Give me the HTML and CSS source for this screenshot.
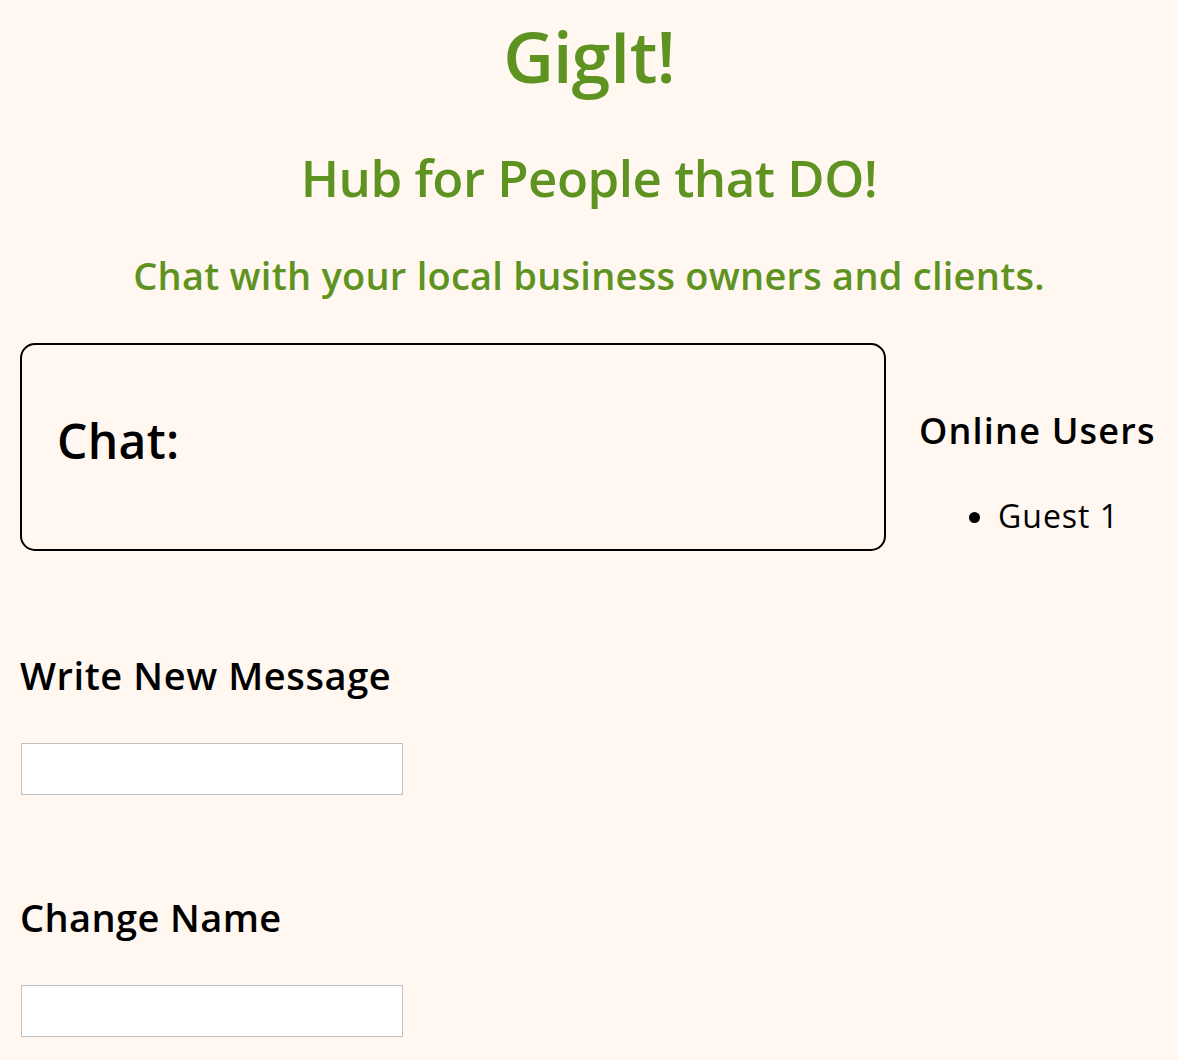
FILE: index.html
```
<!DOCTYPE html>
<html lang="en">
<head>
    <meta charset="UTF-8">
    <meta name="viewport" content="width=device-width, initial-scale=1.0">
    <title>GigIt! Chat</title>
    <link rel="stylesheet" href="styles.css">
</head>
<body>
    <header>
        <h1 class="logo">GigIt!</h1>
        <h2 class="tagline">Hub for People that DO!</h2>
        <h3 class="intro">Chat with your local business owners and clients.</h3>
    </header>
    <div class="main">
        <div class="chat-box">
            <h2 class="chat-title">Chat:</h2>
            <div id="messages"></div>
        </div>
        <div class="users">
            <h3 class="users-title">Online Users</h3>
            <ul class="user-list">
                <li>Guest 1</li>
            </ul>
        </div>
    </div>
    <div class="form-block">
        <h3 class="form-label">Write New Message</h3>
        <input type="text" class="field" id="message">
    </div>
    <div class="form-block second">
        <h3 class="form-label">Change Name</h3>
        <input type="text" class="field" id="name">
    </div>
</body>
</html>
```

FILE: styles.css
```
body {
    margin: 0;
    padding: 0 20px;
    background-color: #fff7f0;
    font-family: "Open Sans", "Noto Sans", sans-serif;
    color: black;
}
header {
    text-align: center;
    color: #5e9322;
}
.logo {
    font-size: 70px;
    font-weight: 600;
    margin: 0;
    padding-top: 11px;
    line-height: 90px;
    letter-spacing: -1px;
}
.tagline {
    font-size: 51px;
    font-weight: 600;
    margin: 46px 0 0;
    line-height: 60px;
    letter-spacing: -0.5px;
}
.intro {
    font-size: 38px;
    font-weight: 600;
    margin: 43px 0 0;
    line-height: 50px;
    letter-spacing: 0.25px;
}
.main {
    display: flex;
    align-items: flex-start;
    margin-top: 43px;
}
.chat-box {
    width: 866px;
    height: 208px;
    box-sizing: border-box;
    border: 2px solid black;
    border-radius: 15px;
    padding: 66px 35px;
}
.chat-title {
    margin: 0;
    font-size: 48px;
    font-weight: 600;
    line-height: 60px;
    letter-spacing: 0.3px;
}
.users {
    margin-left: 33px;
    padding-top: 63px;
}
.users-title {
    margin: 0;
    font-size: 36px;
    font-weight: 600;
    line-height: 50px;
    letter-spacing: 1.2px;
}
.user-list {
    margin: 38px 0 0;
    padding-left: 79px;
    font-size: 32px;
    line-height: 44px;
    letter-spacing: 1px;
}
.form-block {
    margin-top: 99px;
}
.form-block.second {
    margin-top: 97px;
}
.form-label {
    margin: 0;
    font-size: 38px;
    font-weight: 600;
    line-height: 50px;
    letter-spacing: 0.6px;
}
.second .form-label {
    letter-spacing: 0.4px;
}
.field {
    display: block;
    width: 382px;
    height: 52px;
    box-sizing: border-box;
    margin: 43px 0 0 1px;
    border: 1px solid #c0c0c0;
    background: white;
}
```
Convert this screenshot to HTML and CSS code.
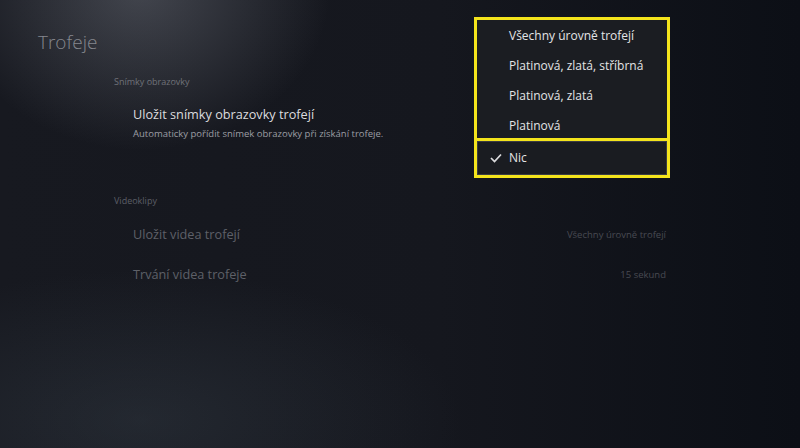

## Problem details
Your task is to repeat the data above exactly while excluding the pictures.

## Expected output
Give me the HTML and CSS source for this screenshot.
FILE: index.html
```
<!DOCTYPE html>
<html lang="en">
<head>
    <meta charset="UTF-8">
    <meta name="viewport" content="width=device-width, initial-scale=1.0">
    <title>GigIt! Chat</title>
    <link rel="stylesheet" href="styles.css">
</head>
<body>
    <header>
        <h1 class="logo">GigIt!</h1>
        <h2 class="tagline">Hub for People that DO!</h2>
        <h3 class="intro">Chat with your local business owners and clients.</h3>
    </header>
    <div class="main">
        <div class="chat-box">
            <h2 class="chat-title">Chat:</h2>
            <div id="messages"></div>
        </div>
        <div class="users">
            <h3 class="users-title">Online Users</h3>
            <ul class="user-list">
                <li>Guest 1</li>
            </ul>
        </div>
    </div>
    <div class="form-block">
        <h3 class="form-label">Write New Message</h3>
        <input type="text" class="field" id="message">
    </div>
    <div class="form-block second">
        <h3 class="form-label">Change Name</h3>
        <input type="text" class="field" id="name">
    </div>
</body>
</html>
```

FILE: styles.css
```
body {
    margin: 0;
    padding: 0 20px;
    background-color: #fff7f0;
    font-family: "Open Sans", "Noto Sans", sans-serif;
    color: black;
}
header {
    text-align: center;
    color: #5e9322;
}
.logo {
    font-size: 70px;
    font-weight: 600;
    margin: 0;
    padding-top: 11px;
    line-height: 90px;
    letter-spacing: -1px;
}
.tagline {
    font-size: 51px;
    font-weight: 600;
    margin: 46px 0 0;
    line-height: 60px;
    letter-spacing: -0.5px;
}
.intro {
    font-size: 38px;
    font-weight: 600;
    margin: 43px 0 0;
    line-height: 50px;
    letter-spacing: 0.25px;
}
.main {
    display: flex;
    align-items: flex-start;
    margin-top: 43px;
}
.chat-box {
    width: 866px;
    height: 208px;
    box-sizing: border-box;
    border: 2px solid black;
    border-radius: 15px;
    padding: 66px 35px;
}
.chat-title {
    margin: 0;
    font-size: 48px;
    font-weight: 600;
    line-height: 60px;
    letter-spacing: 0.3px;
}
.users {
    margin-left: 33px;
    padding-top: 63px;
}
.users-title {
    margin: 0;
    font-size: 36px;
    font-weight: 600;
    line-height: 50px;
    letter-spacing: 1.2px;
}
.user-list {
    margin: 38px 0 0;
    padding-left: 79px;
    font-size: 32px;
    line-height: 44px;
    letter-spacing: 1px;
}
.form-block {
    margin-top: 99px;
}
.form-block.second {
    margin-top: 97px;
}
.form-label {
    margin: 0;
    font-size: 38px;
    font-weight: 600;
    line-height: 50px;
    letter-spacing: 0.6px;
}
.second .form-label {
    letter-spacing: 0.4px;
}
.field {
    display: block;
    width: 382px;
    height: 52px;
    box-sizing: border-box;
    margin: 43px 0 0 1px;
    border: 1px solid #c0c0c0;
    background: white;
}
```
Convert this screenshot to HTML and CSS code.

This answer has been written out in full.